DD “place” = topos. This is a place or region. It is a smaller space that can only hold a limited number of people whereas chora is a larger place. Figuratively it could be an opportunity.
EE “crucified” = stauroo. From stauros (upright stake, cross; literally the horizontal beam of a Roman cross, generally carried by the one convicted to die); from the same as histemi (to stand, cause to stand). This can be to attach someone to a cross or fencing with stakes. In a figurative sense, it could be to destroy, mortify, or subdue passions/selfishness.

and in the garden there was a newFF tombGG in which no one had ever been laid.HH 42 And so, because it was the Jewish day of PreparationII and the tomb was nearby,JJ they laid Jesus there.

Notes on verses 41b-42

FF “new” = kainos. This is not new as in new versus old. This is new in the sense of novel, innovative, or fresh.
GG “tomb” = mnemeion.

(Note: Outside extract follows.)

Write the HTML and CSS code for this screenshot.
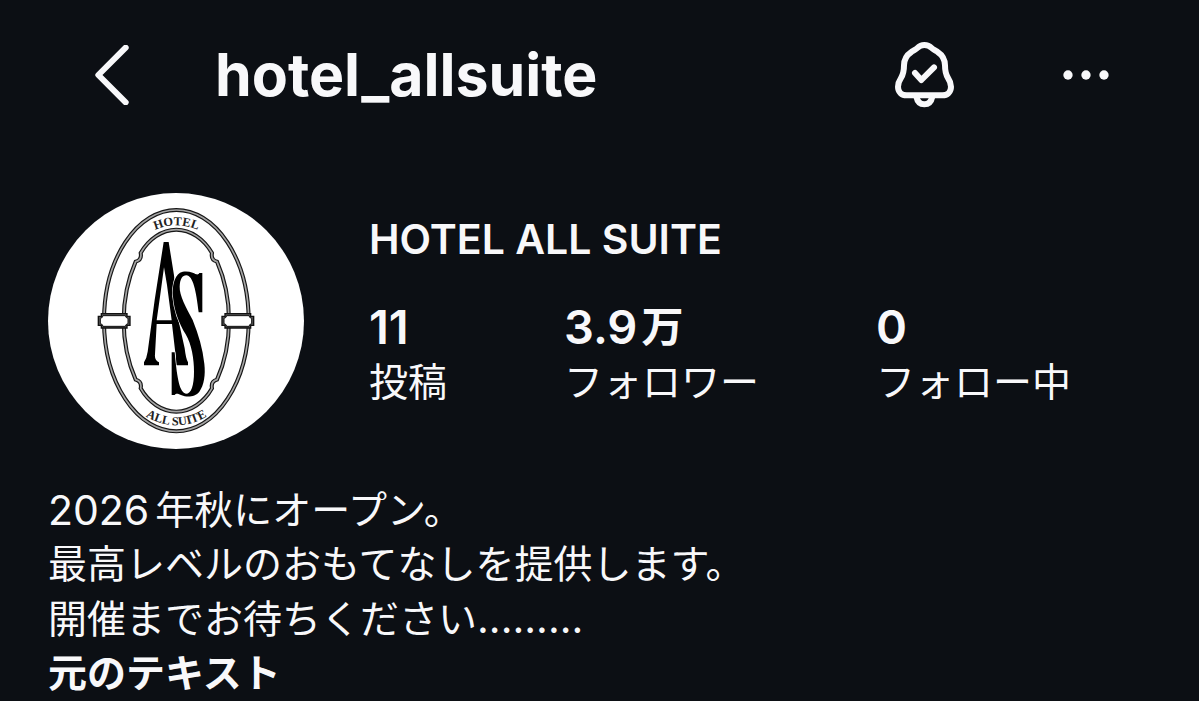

From mousikos (to remember); from mneme (memory or mention); from mnaomai (to remember; by implication give reward or consequence); perhaps from meno (to stay, abide, wait, endure). This is properly a memorial – a tomb, grave, monument.
HH “laid” = tithemi. This is to put, place, set, fix, establish in a literal or figurative sense. Properly, it is placing something in a passive or horizontal position.
II “preparation” = paraskeue. 6x in NT. From paraskeuazo (to prepare, get ready); {from para (from beside, by) + skeuos (vessel, tool, container, implement; also vessel in a figurative or literal sense); {from skeuazo (to prepare using a tool)}}. This is preparation or readiness. It can be used specifically to refer to preparing for the Sabbath or a festival.
JJ “nearby” = eggus. Perhaps from agcho (to squeeze). This is nearby or near in time.